The case may be appealed, but the Ohio Attorney General's office declined comment because staff there had not received a copy of the judge's decision issued late yesterday afternoon.
Earl Mack, who oversees Ohio Public Safety's Toledo enforcement office, referred questions to a public information officer in Columbus.
She could not be reached for comment yesterday.
On Feb. 19, 2005, Mr. Eischen legally purchased beer from Flick's Package Liquor, Inc., located two miles north of the state line in Lambertville, Mich.
Ohio liquor enforcement agents stopped Mr. Eischen and his friend, 20-year-old Brook Johnston, of Defiance, as she drove them back into the Buckeye state.

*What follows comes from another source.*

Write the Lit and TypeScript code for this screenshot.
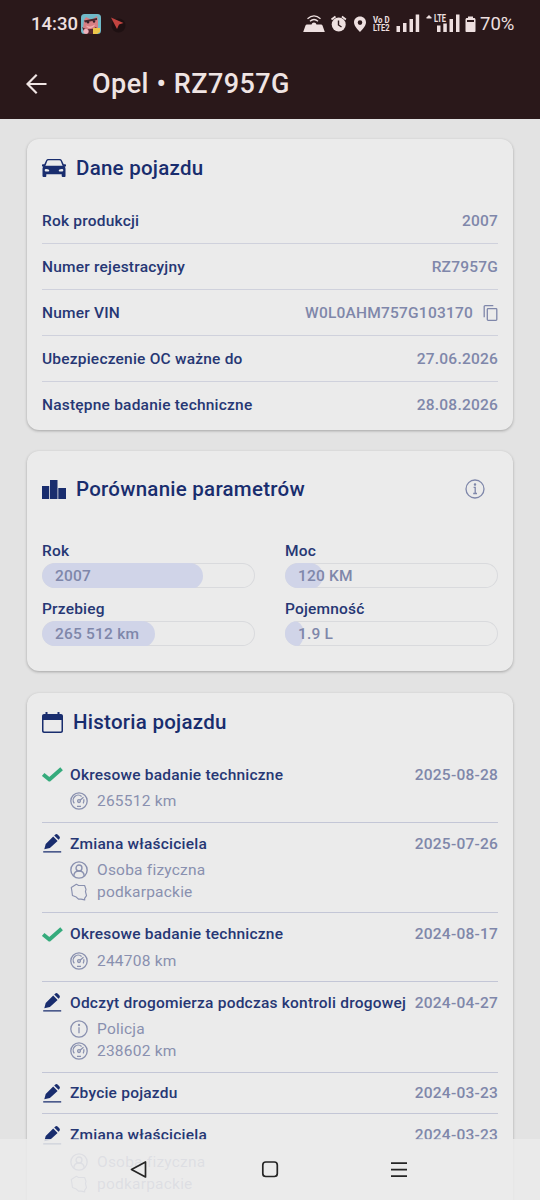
import { LitElement, html, css, svg, nothing } from "lit";
import { customElement, property } from "lit/decorators.js";

const icons: Record<string, unknown> = {
  car: svg`<svg width="24" height="18" viewBox="0 0 24 19" preserveAspectRatio="none">
    <path fill="currentColor" fill-rule="evenodd" d="M6.200 0h11.600c.9 0 1.600.4 2 1.200l1.900 4.400h1.500c.5 0 .8.3.8.7v1c0 .4-.3.7-.8.7h-.5c.5.600.8 1.300.8 2.200v7.800c0 .6-.4 1-1 1h-1.800c-.6 0-1-.4-1-1v-1.800H4.300V18c0 .6-.4 1-1 1H1.500c-.6 0-1-.4-1-1v-7.800c0-.9.3-1.600.8-2.200H.8C.3 8 0 7.700 0 7.300v-1c0-.4.3-.7.8-.7h1.500l1.900-4.400C4.600.400 5.300 0 6.200 0zM6.600 1.200c-.6 0-1 .2-1.200.7L3.400 7.300c1-.2 2-.1 3-.1h11.200c1 0 2-.1 3 .1L18.600 1.900c-.2-.5-.6-.7-1.200-.7zM4.400 10.500c-1.100 0-1.700.5-1.700 1.400s.6 1.400 1.700 1.400h1.800c.7 0 1.100-.3 1.100-.8 0-1-1-2-2.900-2zm15.200 0c-1.900 0-2.900 1-2.900 2 0 .5.4.8 1.100.8h1.800c1.100 0 1.700-.5 1.700-1.400s-.6-1.400-1.700-1.400z"/></svg>`,
  bars: svg`<svg width="24" height="19" viewBox="0 0 24 19"><path fill="currentColor" d="M0 6h7.200v13H0zM8 0h7.500v19H8zM16.300 8H24v11h-7.700z"/></svg>`,
  calendar: svg`<svg width="21" height="21" viewBox="0 0 21 21"><path fill="currentColor" fill-rule="evenodd" d="M3.500 0h2v2h10V0h2v2H19c1.100 0 2 .8 2 1.900V19c0 1.100-.9 2-2 2H2c-1.100 0-2-.9-2-2V3.900C0 2.800.9 2 2 2h1.500zM1.500 8v10.700c0 .5.300.8.8.8h16.400c.5 0 .8-.3.8-.8V8z"/></svg>`,
  info: svg`<svg width="20" height="20" viewBox="0 0 20 20" fill="none" stroke="currentColor" stroke-width="1.300"><circle cx="10" cy="10" r="9"/><path d="M8.600 8.300h1.600v6.200M8.200 14.500h3.800"/><circle cx="10" cy="5.600" r=".6" fill="currentColor"/></svg>`,
  infoPlain: svg`<svg width="18" height="18" viewBox="0 0 18 18" fill="none" stroke="currentColor" stroke-width="1.300"><circle cx="9" cy="9" r="8.200"/><path d="M9 7.300v6"/><circle cx="9" cy="5" r=".5" fill="currentColor"/></svg>`,
  copy: svg`<svg width="15" height="16" viewBox="0 0 14 16" fill="none" stroke="currentColor" stroke-width="1.300"><path d="M.7 12.300V1.600c0-.5.400-.9.900-.9h8.200"/><rect x="3.800" y="3.600" width="9.500" height="11.700" rx=".8"/></svg>`,
  check: svg`<svg width="21" height="15" viewBox="0 0 21 15" fill="none" stroke="#35ab7c" stroke-width="3.900" stroke-linejoin="round"><path d="M1.200 7.400 7.400 12.500 19.600 1.800"/></svg>`,
  pencil: svg`<svg width="19" height="19" viewBox="0 0 19 19" fill="currentColor"><path d="M.2 17.200h18v1.300H.200zM1.300 15.200 2.700 10 10.200 2.500l4.400 4.400-7.700 7.200zM11.200 1.600l.9-.9c.8-.8 1.900-.8 2.700 0l1.500 1.500c.8.8.8 1.900 0 2.700l-.8.900z"/></svg>`,
  gauge: svg`<svg width="18" height="18" viewBox="0 0 18 18" fill="none" stroke="currentColor" stroke-width="1.300"><circle cx="9" cy="9" r="8.200"/><path d="M4.300 11.300A5 5 0 0 1 11.600 4.500M13.700 7.300a5 5 0 0 1-.5 4.100M10 8.200 13.500 5.200M7 14.300h4"/><circle cx="9" cy="9.100" r="1.400"/></svg>`,
  person: svg`<svg width="17" height="17" viewBox="0 0 17 17" fill="none" stroke="currentColor" stroke-width="1.300"><circle cx="8.500" cy="8.500" r="7.700"/><circle cx="8.500" cy="6.600" r="2.800"/><path d="M3.600 14.200c.1-3 2-4.700 4.900-4.700s4.800 1.700 4.900 4.700"/></svg>`,
  poland: svg`<svg width="17" height="17" viewBox="0 0 17 17" fill="none" stroke="currentColor" stroke-width="1.100" stroke-linejoin="round"><path d="M1.200 4.200 6 1.200l1.800 1 6 .2 1.300 3.600-.5 2.200 1 3.800-1.800 2.500.1 1.500-3.500-.8-2.200.1-2.300-2-3.600-1.500-.5-4z"/></svg>`,
  back: svg`<svg width="21" height="20" viewBox="0 0 21 20" fill="none" stroke="currentColor" stroke-width="2.200"><path d="M20.500 10H1.800M10.700.8 1.500 10l9.200 9.200"/></svg>`,
};

@customElement("status-bar")
class StatusBar extends LitElement {
  static styles = css`
    :host { display: flex; align-items: center; height: 47px; box-sizing: border-box; padding: 1px 25px 0 31px; color: #eee0e0; }
    .clock { font-size: 18.500px; font-weight: 500; width: 50px; }
    .left { flex: 1; display: flex; }
    .pct { font-size: 18.500px; width: 35px; }
    svg { display: block; }
    .glyphs { font: 700 8.500px Roboto, sans-serif; }
  `;
  render() {
    return html`
      <span class="clock">14:30</span>
      <span class="left">
        <svg width="50" height="20" viewBox="0 0 50 20">
          <rect width="20" height="20" rx="3.500" fill="#70b9c8"/>
          <path d="M3 6 5 3l4 2h3l4-3 1 5v8l-5 4H4l-2-4z" fill="#d77f83"/>
          <path d="M3 6.500 16 4v2L4 8.500z" fill="#4a252b"/>
          <circle cx="7" cy="8.300" r="1.200" fill="#351f28"/><circle cx="13" cy="7.500" r="1.200" fill="#351f28"/>
          <path d="M1 13c4 3 10 3 14 0l2 3-4 4H4z" fill="#54252c"/>
          <path d="M5 11.500c3 2 6 1 9-1-1 4-7 5-9 1z" fill="#f2b2b2"/>
          <circle cx="5" cy="17.300" r="2.600" fill="#f0b2bc"/><path d="M12 14h7v4l-3 2h-4z" fill="#edc74a"/>
          <circle cx="37.500" cy="11.500" r="7" fill="#1e1012"/>
          <path d="M30 3.500 42.500 9l-4.500 1.500-2 4.500z" fill="#c24440"/>
        </svg>
      </span>
      <svg width="178" height="24" viewBox="302 12 178 24" fill="currentColor">
        <path d="M307 24.500h4.500a2.600 2.600 0 0 1 5 0h4.500c.8 0 1.200.4 1.500 1l2.300 6.500h-21.600l2.300-6.500c.3-.6.700-1 1.500-1z"/>
        <path d="M307.500 18.700q6.500-5.500 13 0M310 21.300q4-3.600 8 0" fill="none" stroke="currentColor" stroke-width="1.300"/>
        <circle cx="338.700" cy="24.500" r="7"/>
        <path d="m331.500 19.500 4-3M345.900 19.500l-4-3" fill="none" stroke="currentColor" stroke-width="1.800"/>
        <path d="M338.500 20.500v4.500l3 2" fill="none" stroke="#2a181a" stroke-width="1.400"/>
        <path fill-rule="evenodd" d="M360 16.500c3.500 0 6 2.500 6 6 0 4.200-6 9.500-6 9.500s-6-5.300-6-9.500c0-3.500 2.500-6 6-6zm0 3.800a2.300 2.300 0 1 0 0 4.600 2.300 2.300 0 0 0 0-4.600z"/>
        <g class="glyphs"><text x="373" y="22.500" textLength="16.500" lengthAdjust="spacingAndGlyphs">Vo D</text><text x="373" y="31" textLength="16.500" lengthAdjust="spacingAndGlyphs">LTE2</text></g>
        <path d="M396.500 26h3.500v6h-3.500zM403 23h3.500v9H403zM409.500 19h3.500v13h-3.500zM415.700 14.500h3.500V32h-3.500z"/>
        <path d="m426.500 17.500 2.500-2.500 2.500 2.500v1h-5z"/>
        <text x="434" y="22" font-size="11" font-weight="700" textLength="12" lengthAdjust="spacingAndGlyphs">LTE</text>
        <path d="M437 25.500h3.500V32H437zM443.300 23.500h3.500V32h-3.500zM449.500 19h3.500v13h-3.500zM456 14.500h3.500V32H456z"/>
        <path fill-rule="evenodd" d="M468 16.500h5V18h1c.9 0 1.500.6 1.500 1.500V31c0 .6-.4 1-1 1h-8c-.6 0-1-.4-1-1V19.500c0-.9.600-1.500 1.500-1.500h1zm-1 3.500v2h7v-2z"/>
      </svg>
      <span class="pct">70%</span>`;
  }
}

@customElement("app-card")
class AppCard extends LitElement {
  @property() heading = "";
  @property() icon = "";
  @property({ type: Boolean }) info = false;
  static styles = css`
    :host { display: block; box-sizing: border-box; background: #ebebeb; border-radius: 12px; padding: 0 15px; box-shadow: 0 1px 3px rgba(0, 0, 0, 0.28); }
    header { display: flex; align-items: center; box-sizing: border-box; height: var(--head, 59px); padding-bottom: var(--lift, 1px); gap: 10px; color: #192d6e; }
    h2 { flex: 1; margin: 0; font-size: 20.500px; line-height: 24px; font-weight: 500; letter-spacing: 0.250px; }
    .info { color: #7f87aa; padding-right: 13px; }
    svg { display: block; }
  `;
  render() {
    return html`<header>${icons[this.icon]}<h2>${this.heading}</h2>
      ${this.info ? html`<span class="info">${icons.info}</span>` : nothing}</header><slot></slot>`;
  }
}

const facts = [
  ["Rok produkcji", "2007"],
  ["Numer rejestracyjny", "RZ7957G"],
  ["Numer VIN", "W0L0AHM757G103170", "copy"],
  ["Ubezpieczenie OC ważne do", "27.06.2026"],
  ["Następne badanie techniczne", "28.08.2026"],
];

const meters: [string, string, number][] = [
  ["Rok", "2007", 161],
  ["Moc", "120 KM", 38],
  ["Przebieg", "265 512 km", 113],
  ["Pojemność", "1.9 L", 18],
];

type Entry = { icon: string; title: string; date: string; details: [string, string][] };
const owner: [string, string][] = [["person", "Osoba fizyczna"], ["poland", "podkarpackie"]];
const entries: Entry[] = [
  { icon: "check", title: "Okresowe badanie techniczne", date: "2025-08-28", details: [["gauge", "265512 km"]] },
  { icon: "pencil", title: "Zmiana właściciela", date: "2025-07-26", details: owner },
  { icon: "check", title: "Okresowe badanie techniczne", date: "2024-08-17", details: [["gauge", "244708 km"]] },
  { icon: "pencil", title: "Odczyt drogomierza podczas kontroli drogowej", date: "2024-04-27", details: [["infoPlain", "Policja"], ["gauge", "238602 km"]] },
  { icon: "pencil", title: "Zbycie pojazdu", date: "2024-03-23", details: [] },
  { icon: "pencil", title: "Zmiana właściciela", date: "2024-03-23", details: owner },
];

@customElement("app-root")
class AppRoot extends LitElement {
  static styles = css`
    :host { display: block; position: relative; height: 1200px; overflow: hidden; background: #e3e3e3; font-family: Roboto, sans-serif; color: #263774; }
    svg { display: block; flex: none; }
    .top { background: #2a181a; height: 119px; color: #efe4e3; }
    .bar { display: flex; align-items: center; height: 73px; padding-left: 26px; gap: 45px; }
    h1 { margin: 0; font-size: 27px; font-weight: 500; letter-spacing: 0.450px; word-spacing: 0.300px; }
    main { display: flex; flex-direction: column; gap: 21px; padding: 20px 27px 0; }
    .vehicle { height: 291px; }
    .compare { height: 220px; --head: 77px; }
    .history { height: 540px; margin-top: 1px; --head: 61px; --lift: 3px; }
    .fact { display: flex; align-items: center; justify-content: space-between; height: 46px; box-sizing: border-box; padding-top: 1.500px; border-bottom: 1px solid #cfd1dc; font-size: 15.500px; font-weight: 500; letter-spacing: 0.210px; }
    .fact:last-child { border-bottom: 0; padding-top: 0; }
    .value { display: flex; align-items: center; gap: 10px; color: #7f87aa; }
    .grid { display: grid; grid-template-columns: 213px 213px; column-gap: 30px; row-gap: 12.500px; padding-top: 13.600px; }
    .label { font-size: 15.500px; line-height: 18px; font-weight: 500; letter-spacing: 0.200px; padding-bottom: 3px; }
    .meter { height: 25px; border-radius: 13px; overflow: hidden; display: grid; box-shadow: inset 0 0 0 1px #d9dadd; }
    .fill, .amount { grid-area: 1 / 1; }
    .fill { background: #d0d4e8; border-radius: 13px; }
    .amount { color: #7f87aa; font-size: 15.500px; line-height: 26px; font-weight: 500; letter-spacing: 0.200px; padding-left: 13px; }
    .entry { padding: 10.400px 0 9.250px; border-bottom: 1px solid #c3c6d6; }
    .line { display: flex; align-items: center; height: 21px; font-size: 15.500px; font-weight: 500; letter-spacing: 0.220px; white-space: nowrap; }
    .mark { width: 28px; color: #192d6e; }
    .pencil { padding-left: 1px; width: 27px; }
    .title { flex: 1; }
    .date { color: #7f87aa; }
    .details { padding: 5px 0 0 28px; color: #8990af; }
    .detail { display: flex; align-items: center; height: 22px; font-size: 15.500px; letter-spacing: 0.220px; }
    .small { width: 27px; }
    .small svg { width: 18px; height: 18px; }
    .nav { position: absolute; left: 0; right: 0; bottom: 0; height: 61px; background: rgba(235, 235, 235, 0.86); display: flex; align-items: center; justify-content: center; }
  `;
  render() {
    return html`
      <div class="top">
        <status-bar></status-bar>
        <div class="bar">${icons.back}<h1>Opel • RZ7957G</h1></div>
      </div>
      <main>
        <app-card class="vehicle" icon="car" heading="Dane pojazdu">
          ${facts.map(([k, v, i]) => html`<div class="fact"><span>${k}</span><span class="value">${v}${i ? icons[i] : nothing}</span></div>`)}
        </app-card>
        <app-card class="compare" icon="bars" heading="Porównanie parametrów" info>
          <div class="grid">
            ${meters.map(([k, v, w]) => html`<div><div class="label">${k}</div>
              <div class="meter"><div class="fill" style="width:${w}px"></div><div class="amount">${v}</div></div></div>`)}
          </div>
        </app-card>
        <app-card class="history" icon="calendar" heading="Historia pojazdu">
          ${entries.map((e) => html`<div class="entry">
            <div class="line"><span class="mark ${e.icon}">${icons[e.icon]}</span><span class="title">${e.title}</span><span class="date">${e.date}</span></div>
            ${e.details.length ? html`<div class="details">${e.details.map(([i, t]) => html`<div class="detail"><span class="small">${icons[i]}</span>${t}</div>`)}</div>` : nothing}
          </div>`)}
        </app-card>
      </main>
      <div class="nav">
        <svg width="540" height="61" viewBox="0 1139 540 61" fill="none" stroke="#252525" stroke-width="1.700" stroke-linejoin="round">
          <path d="M131.500 1169.500 145.500 1162v15z"/>
          <rect x="262.800" y="1162" width="14.500" height="14.500" rx="3"/>
          <path d="M391 1163.200h16M391 1169.700h16M391 1176.200h16"/>
        </svg>
      </div>`;
  }
}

Ohio law states that all alcohol consumed in the state must be purchased from a state-licensed establishment.
Agents with the Ohio Department of Public Safety's Toledo enforcement office have used the law to crack down recently on underage drinkers who cross into Michigan to buy kegs of beer.
The case against Mr. Eischen came down to constitutional conflicts, his attorney, Diane Youngston, had argued.
While the U.S. Constitution's 21st amendment, which repealed Prohibition, gave states the authority in regulating alcohol, the "commerce clause" in the original Constitution makes interstate commerce the responsibility of Congress.
Judge Zmuda considered several cases in reaching his 14-page decision, drawing heavily on a U.S. Supreme Court decision that concluded that a Michigan law preventing shipments of wine into the state from out-of-state wineries discriminated in favor of local producers.
While such laws do contain constitutional provisions, Ohio's liquor statutes, as applied, "unduly burden interstate commerce," he wrote.
"By denying Ohio residents meaningful access to the market of Michigan and other states, the statutes extend the state's reach beyond the core concerns of the 21st Amendment," he wrote.
Judge Zmuda left standing a single charge against Ms. Johnston, who said she drove Mr. Eischen to Flick's because she was behind him in the driveway that day.
She is charged with underage alcohol possession.
The keg was seized that day by liquor agents. Judge Zmuda did not address whether it would be returned.
Linda Flick, owner of the Michigan carry out, said news of the recent crackdown by Ohio agents had prompted plenty of phone calls from "frightened" customers, including those who have shopped there for years.
Like her, Ms. Flick said, they've never thought about the state border as a boundary line for liquor sales and see it as "one big community."
"They didn't understand what all the hullaballoo was about," Ms. Flick said.